(begin)

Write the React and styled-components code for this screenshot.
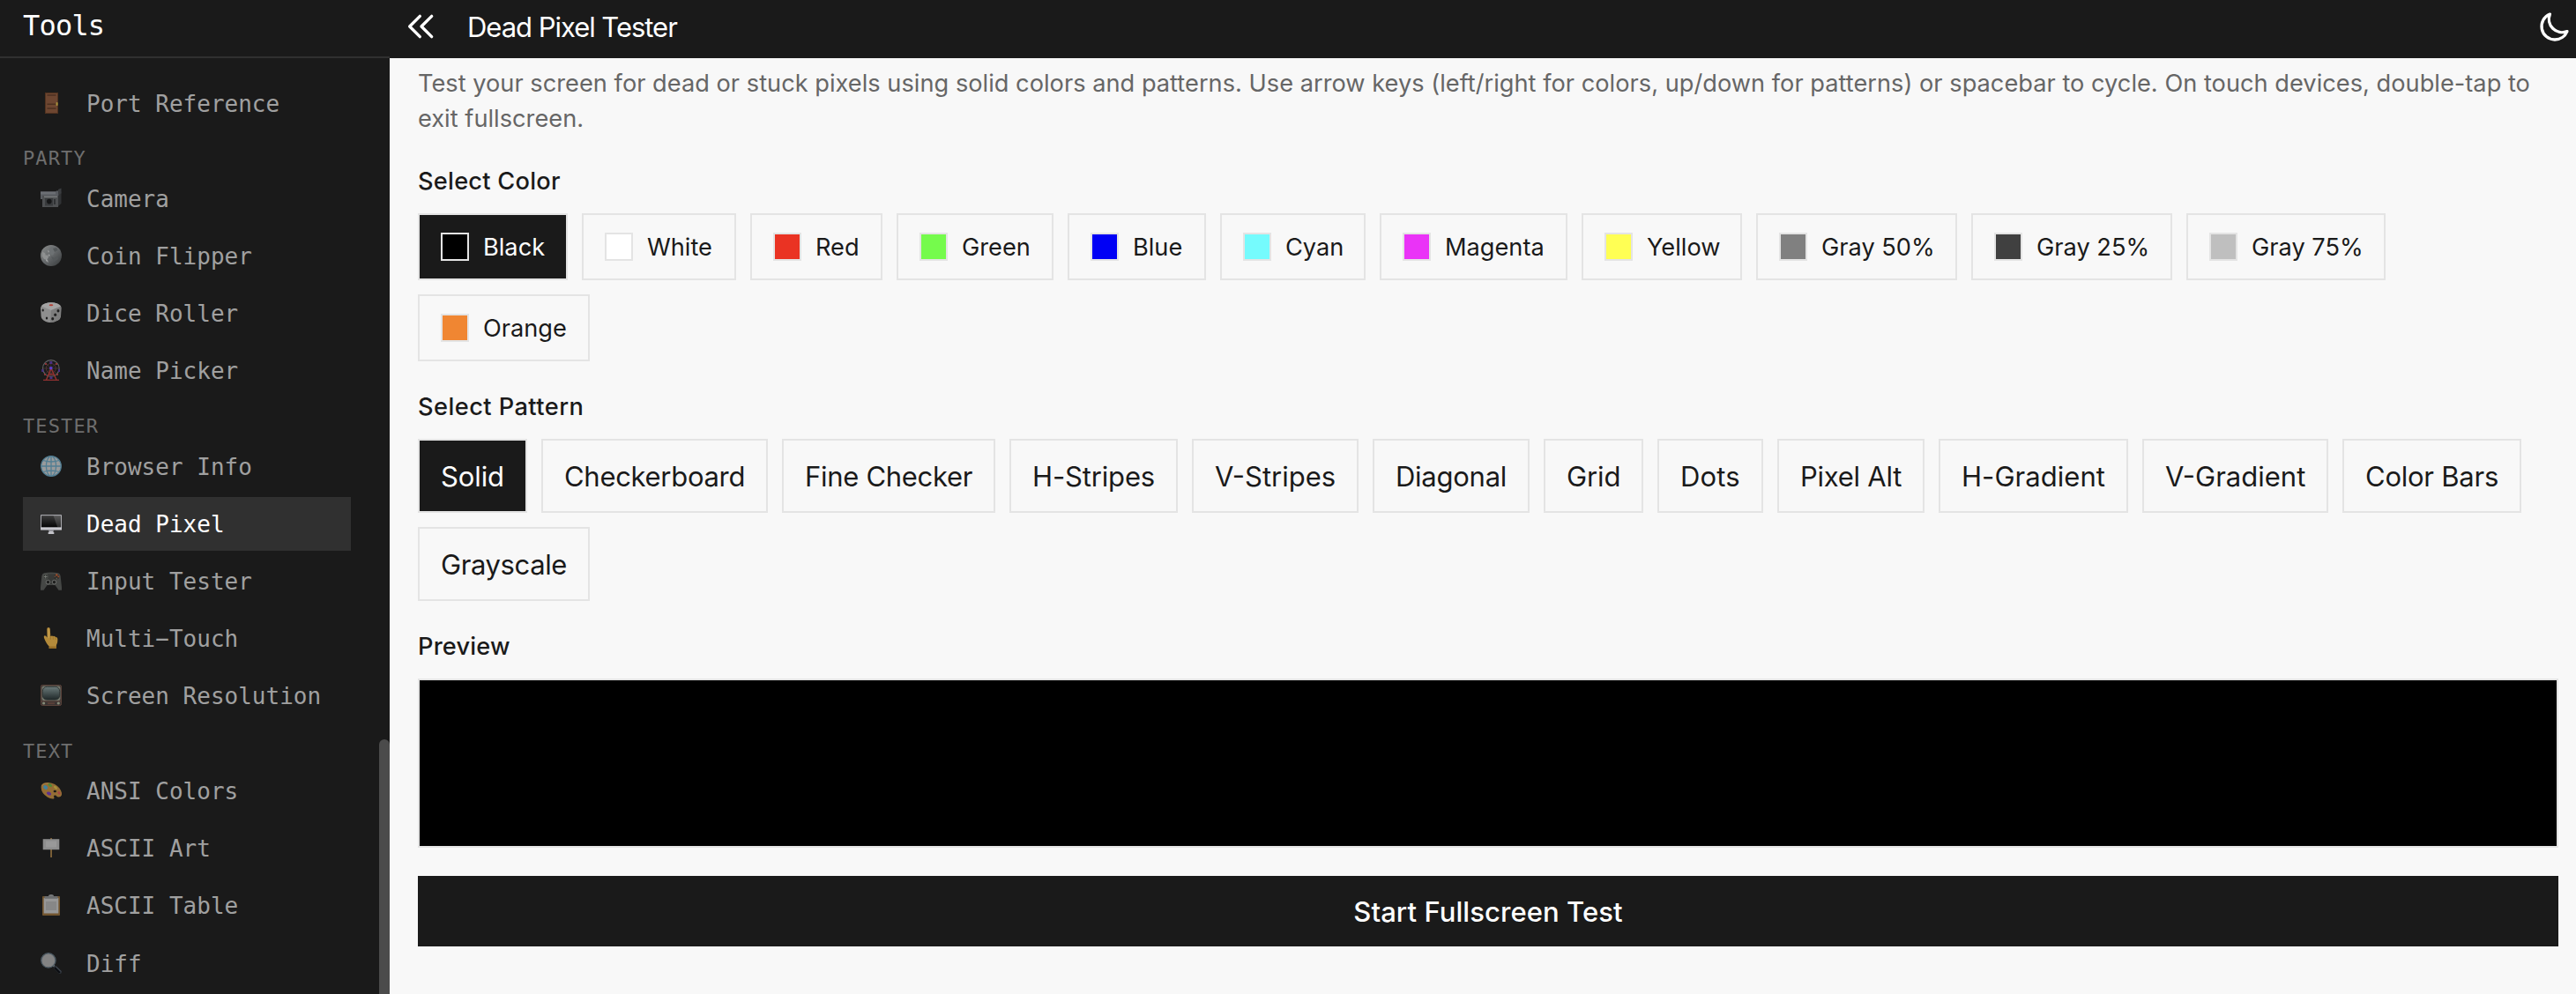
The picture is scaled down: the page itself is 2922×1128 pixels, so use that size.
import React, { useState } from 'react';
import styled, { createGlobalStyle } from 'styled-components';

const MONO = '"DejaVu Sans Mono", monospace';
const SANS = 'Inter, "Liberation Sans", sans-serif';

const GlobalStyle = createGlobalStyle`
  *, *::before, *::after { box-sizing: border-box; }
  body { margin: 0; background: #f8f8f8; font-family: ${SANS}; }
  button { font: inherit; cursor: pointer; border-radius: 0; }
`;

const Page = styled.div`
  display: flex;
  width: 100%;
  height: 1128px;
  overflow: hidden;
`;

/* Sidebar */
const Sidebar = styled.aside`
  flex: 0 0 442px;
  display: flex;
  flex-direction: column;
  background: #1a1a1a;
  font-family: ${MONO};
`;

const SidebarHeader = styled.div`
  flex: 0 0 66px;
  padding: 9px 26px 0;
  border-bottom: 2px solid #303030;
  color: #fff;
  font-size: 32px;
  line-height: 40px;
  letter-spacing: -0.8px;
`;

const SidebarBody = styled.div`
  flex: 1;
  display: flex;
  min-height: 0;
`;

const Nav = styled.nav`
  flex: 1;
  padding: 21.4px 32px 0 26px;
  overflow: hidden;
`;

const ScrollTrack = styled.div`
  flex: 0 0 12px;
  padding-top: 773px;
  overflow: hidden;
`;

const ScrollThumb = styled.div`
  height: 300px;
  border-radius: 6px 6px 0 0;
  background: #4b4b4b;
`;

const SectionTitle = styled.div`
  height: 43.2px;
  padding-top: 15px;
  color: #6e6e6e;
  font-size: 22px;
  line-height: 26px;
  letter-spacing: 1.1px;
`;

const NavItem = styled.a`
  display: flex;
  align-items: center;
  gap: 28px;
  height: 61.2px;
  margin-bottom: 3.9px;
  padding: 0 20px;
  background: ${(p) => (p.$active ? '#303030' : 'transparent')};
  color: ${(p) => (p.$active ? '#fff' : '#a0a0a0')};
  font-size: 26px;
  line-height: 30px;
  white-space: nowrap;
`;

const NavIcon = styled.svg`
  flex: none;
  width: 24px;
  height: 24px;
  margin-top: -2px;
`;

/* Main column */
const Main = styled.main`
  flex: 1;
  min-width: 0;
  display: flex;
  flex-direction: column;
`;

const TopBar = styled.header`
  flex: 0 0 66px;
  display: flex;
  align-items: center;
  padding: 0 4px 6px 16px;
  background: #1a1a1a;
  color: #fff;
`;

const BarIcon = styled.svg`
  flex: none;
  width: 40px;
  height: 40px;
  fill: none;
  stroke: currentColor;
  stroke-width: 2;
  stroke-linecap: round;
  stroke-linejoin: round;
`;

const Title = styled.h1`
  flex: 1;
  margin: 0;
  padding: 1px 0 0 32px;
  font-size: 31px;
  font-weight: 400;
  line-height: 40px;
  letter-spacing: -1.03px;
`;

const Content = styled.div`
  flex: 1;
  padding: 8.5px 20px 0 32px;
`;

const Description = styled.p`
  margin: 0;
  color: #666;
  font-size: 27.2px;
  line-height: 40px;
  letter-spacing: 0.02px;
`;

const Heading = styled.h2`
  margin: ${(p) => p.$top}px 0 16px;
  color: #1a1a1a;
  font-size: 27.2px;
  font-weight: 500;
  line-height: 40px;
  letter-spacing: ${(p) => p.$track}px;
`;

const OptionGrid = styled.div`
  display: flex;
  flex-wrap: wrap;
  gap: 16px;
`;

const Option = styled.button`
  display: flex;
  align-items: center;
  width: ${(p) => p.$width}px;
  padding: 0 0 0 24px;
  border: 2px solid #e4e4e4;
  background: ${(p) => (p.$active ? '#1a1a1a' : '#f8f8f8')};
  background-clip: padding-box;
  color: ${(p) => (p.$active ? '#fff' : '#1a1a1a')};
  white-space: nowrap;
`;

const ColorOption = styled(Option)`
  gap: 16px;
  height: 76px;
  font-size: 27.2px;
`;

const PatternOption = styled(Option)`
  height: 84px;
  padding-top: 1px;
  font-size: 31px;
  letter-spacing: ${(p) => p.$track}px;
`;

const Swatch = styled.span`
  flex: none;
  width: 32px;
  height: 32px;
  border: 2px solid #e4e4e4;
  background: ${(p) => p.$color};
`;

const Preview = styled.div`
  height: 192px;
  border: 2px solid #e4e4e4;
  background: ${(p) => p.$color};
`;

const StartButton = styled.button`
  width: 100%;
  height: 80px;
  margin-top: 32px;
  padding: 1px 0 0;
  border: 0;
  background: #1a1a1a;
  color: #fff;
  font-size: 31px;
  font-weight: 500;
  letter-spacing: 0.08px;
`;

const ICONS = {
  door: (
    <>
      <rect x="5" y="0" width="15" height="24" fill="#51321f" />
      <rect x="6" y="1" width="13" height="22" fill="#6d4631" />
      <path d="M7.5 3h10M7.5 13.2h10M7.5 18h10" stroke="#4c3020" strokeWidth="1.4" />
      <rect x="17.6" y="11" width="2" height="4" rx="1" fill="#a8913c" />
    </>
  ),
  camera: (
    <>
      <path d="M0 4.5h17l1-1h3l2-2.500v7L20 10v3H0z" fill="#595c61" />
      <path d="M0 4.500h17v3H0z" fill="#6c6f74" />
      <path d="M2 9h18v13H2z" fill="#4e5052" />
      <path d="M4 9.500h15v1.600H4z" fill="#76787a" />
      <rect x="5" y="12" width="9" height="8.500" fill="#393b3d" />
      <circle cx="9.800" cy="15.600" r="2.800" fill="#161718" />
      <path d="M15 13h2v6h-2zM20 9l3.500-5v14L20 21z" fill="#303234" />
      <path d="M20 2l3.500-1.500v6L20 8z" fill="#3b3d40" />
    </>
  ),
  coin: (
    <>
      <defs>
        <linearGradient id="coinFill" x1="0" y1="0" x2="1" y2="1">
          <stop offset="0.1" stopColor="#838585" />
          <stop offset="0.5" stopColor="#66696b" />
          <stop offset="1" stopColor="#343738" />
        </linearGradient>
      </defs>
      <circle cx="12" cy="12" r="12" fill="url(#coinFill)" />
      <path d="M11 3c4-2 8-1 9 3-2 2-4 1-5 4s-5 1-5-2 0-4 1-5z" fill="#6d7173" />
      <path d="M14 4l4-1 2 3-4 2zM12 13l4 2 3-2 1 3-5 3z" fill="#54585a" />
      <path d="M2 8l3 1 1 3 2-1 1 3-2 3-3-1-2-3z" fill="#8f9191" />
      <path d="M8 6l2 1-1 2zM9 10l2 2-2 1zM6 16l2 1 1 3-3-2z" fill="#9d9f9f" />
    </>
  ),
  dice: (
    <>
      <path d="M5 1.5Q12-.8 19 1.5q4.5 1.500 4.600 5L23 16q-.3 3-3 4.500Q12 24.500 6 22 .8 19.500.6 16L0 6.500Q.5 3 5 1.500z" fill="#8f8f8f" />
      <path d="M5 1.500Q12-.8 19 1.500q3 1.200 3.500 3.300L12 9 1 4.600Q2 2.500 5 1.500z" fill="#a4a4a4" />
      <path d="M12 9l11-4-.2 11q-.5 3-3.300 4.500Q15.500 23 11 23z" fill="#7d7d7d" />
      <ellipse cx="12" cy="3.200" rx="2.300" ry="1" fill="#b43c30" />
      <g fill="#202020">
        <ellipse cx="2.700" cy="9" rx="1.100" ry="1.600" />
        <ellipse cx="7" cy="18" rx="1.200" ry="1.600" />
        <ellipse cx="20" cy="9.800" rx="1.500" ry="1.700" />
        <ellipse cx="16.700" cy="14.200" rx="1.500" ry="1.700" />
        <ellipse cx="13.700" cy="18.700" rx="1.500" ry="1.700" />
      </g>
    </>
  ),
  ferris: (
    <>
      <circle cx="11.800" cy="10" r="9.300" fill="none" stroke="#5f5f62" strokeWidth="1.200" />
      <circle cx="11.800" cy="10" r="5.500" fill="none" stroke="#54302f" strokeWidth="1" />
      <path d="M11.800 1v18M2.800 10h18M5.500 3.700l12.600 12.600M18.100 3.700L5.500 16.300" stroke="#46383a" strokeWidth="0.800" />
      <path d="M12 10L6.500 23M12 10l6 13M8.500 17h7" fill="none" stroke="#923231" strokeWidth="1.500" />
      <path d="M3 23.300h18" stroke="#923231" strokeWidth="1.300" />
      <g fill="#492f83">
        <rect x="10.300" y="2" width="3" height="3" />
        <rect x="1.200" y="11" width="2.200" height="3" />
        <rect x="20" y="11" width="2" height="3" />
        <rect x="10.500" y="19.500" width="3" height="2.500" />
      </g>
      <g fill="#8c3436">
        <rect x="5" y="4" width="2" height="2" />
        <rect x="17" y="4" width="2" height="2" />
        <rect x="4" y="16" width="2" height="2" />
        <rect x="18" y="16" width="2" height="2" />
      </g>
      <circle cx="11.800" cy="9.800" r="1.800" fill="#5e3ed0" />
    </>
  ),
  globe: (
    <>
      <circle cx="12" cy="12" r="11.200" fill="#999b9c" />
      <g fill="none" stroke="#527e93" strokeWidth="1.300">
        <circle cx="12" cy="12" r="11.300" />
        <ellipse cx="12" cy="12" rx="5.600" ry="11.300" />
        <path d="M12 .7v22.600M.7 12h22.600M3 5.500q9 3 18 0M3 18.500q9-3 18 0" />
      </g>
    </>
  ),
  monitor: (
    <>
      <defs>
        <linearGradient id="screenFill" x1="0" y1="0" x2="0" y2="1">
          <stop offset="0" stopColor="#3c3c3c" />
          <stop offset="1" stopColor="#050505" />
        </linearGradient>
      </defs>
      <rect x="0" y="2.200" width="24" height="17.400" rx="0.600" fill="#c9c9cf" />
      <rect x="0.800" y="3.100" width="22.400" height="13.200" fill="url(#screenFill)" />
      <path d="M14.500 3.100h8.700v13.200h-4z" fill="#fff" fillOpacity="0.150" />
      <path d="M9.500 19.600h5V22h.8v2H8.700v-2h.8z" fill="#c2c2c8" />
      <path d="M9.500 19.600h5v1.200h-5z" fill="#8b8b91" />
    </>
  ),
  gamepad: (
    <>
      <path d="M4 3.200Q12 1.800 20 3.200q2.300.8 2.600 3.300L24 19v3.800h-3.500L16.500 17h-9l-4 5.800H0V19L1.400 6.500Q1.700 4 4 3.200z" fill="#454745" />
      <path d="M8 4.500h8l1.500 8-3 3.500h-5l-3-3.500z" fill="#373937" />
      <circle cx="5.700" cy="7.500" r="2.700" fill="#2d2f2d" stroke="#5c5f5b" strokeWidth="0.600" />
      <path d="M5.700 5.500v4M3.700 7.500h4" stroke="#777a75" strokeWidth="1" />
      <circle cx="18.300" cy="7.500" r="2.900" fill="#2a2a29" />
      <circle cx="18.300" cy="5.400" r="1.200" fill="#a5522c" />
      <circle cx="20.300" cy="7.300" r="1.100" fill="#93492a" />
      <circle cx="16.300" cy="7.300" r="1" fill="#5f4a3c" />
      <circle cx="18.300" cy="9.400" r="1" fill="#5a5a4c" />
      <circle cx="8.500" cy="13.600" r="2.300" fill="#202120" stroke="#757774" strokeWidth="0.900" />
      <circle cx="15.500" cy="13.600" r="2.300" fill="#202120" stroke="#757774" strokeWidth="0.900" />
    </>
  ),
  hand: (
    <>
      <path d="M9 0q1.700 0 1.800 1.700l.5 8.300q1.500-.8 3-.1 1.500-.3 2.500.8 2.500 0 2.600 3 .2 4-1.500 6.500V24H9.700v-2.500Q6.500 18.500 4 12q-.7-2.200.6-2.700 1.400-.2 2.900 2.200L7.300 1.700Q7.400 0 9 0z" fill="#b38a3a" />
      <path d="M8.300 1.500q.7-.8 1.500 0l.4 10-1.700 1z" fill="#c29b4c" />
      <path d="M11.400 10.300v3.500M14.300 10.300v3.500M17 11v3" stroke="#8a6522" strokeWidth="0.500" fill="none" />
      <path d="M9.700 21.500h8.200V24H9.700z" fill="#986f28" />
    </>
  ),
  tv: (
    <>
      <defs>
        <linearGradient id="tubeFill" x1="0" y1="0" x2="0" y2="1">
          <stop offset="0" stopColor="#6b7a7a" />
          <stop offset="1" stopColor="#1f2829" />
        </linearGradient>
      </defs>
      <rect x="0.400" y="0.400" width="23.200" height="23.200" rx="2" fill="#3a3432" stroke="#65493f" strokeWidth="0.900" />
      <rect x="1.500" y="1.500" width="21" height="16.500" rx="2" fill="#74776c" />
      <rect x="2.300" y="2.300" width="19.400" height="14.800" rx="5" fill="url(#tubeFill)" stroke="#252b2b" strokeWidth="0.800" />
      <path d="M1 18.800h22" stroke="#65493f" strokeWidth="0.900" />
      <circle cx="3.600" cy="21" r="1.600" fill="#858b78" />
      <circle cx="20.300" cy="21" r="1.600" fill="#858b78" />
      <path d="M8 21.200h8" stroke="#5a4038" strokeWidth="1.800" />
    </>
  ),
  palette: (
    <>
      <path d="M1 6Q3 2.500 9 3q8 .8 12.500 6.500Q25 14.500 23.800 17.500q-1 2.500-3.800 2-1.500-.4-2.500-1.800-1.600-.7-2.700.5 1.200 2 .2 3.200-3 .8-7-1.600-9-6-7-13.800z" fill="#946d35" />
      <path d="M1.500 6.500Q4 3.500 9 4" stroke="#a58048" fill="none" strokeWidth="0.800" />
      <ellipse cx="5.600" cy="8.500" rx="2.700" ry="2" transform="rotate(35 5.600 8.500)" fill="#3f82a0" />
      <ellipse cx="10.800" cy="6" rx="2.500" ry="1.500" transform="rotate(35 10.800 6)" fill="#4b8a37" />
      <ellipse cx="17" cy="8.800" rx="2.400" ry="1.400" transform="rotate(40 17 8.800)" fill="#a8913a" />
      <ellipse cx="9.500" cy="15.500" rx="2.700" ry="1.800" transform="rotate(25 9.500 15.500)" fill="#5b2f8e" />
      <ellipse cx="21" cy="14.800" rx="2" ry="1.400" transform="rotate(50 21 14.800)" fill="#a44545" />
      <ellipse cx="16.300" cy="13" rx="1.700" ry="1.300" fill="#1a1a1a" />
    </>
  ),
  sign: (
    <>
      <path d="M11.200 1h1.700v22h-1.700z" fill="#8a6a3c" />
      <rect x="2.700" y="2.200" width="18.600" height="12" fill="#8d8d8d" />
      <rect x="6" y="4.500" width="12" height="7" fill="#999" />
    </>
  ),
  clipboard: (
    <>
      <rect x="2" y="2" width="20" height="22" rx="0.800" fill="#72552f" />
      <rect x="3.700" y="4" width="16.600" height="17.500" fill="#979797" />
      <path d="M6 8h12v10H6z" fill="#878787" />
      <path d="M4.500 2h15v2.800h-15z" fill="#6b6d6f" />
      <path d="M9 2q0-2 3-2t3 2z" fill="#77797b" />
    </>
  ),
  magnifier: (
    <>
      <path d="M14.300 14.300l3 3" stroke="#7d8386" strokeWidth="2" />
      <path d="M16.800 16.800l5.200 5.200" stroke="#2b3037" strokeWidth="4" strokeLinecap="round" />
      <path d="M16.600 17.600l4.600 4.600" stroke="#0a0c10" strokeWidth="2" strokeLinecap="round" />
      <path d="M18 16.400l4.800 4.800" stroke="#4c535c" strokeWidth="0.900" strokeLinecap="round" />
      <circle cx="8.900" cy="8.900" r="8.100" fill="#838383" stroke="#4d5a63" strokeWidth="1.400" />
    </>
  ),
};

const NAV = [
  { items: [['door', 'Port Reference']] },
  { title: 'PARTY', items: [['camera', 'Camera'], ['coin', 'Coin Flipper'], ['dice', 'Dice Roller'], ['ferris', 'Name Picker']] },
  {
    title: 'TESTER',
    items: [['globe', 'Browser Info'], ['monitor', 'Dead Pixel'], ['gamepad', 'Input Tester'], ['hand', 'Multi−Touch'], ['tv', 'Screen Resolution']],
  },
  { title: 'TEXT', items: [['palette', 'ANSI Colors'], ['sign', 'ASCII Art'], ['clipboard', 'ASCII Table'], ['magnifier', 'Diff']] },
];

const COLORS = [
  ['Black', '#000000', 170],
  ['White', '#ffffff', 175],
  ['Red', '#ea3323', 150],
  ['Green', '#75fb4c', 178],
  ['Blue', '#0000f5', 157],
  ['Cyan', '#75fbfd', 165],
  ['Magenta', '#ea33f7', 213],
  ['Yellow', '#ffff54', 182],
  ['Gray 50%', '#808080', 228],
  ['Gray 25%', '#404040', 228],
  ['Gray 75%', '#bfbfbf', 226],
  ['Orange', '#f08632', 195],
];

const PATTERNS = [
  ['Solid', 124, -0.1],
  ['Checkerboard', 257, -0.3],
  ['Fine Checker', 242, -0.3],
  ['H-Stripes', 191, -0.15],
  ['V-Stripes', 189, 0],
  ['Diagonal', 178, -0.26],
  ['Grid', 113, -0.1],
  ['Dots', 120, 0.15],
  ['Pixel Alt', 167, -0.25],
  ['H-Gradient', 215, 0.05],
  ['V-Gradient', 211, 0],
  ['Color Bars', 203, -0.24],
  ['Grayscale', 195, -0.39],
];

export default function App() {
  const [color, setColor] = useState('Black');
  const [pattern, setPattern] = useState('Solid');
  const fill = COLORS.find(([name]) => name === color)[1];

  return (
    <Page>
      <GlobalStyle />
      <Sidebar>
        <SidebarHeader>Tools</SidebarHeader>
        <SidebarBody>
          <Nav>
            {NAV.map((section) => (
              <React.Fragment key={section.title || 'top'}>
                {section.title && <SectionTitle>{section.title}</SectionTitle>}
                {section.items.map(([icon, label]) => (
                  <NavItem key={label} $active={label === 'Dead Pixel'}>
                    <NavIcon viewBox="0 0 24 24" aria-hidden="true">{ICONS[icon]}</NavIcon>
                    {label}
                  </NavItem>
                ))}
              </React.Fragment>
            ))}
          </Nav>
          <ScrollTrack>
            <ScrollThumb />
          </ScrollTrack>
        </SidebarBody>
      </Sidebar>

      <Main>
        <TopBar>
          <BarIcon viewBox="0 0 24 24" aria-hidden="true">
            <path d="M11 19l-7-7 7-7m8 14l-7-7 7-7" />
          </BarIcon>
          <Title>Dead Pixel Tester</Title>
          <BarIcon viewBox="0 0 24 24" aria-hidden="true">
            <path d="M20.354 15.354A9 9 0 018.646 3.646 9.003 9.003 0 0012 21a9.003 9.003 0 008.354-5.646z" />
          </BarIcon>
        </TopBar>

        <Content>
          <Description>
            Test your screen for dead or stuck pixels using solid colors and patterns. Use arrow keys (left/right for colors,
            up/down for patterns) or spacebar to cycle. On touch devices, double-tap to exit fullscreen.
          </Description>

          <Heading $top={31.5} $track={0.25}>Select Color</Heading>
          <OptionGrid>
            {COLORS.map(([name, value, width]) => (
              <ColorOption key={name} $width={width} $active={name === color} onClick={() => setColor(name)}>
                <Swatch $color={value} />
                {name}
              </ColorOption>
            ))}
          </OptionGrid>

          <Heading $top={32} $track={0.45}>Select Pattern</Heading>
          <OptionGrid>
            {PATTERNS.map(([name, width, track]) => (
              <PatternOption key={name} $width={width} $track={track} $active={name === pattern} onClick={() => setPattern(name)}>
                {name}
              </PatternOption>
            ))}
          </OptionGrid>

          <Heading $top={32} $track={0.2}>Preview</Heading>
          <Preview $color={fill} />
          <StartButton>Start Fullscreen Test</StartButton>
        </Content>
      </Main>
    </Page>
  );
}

(end)

**Instruction**
Check every line of the data above for the string "components", and copy those that have it.

**Right answer**
Write the React and styled-components code for this screenshot.
import styled, { createGlobalStyle } from 'styled-components';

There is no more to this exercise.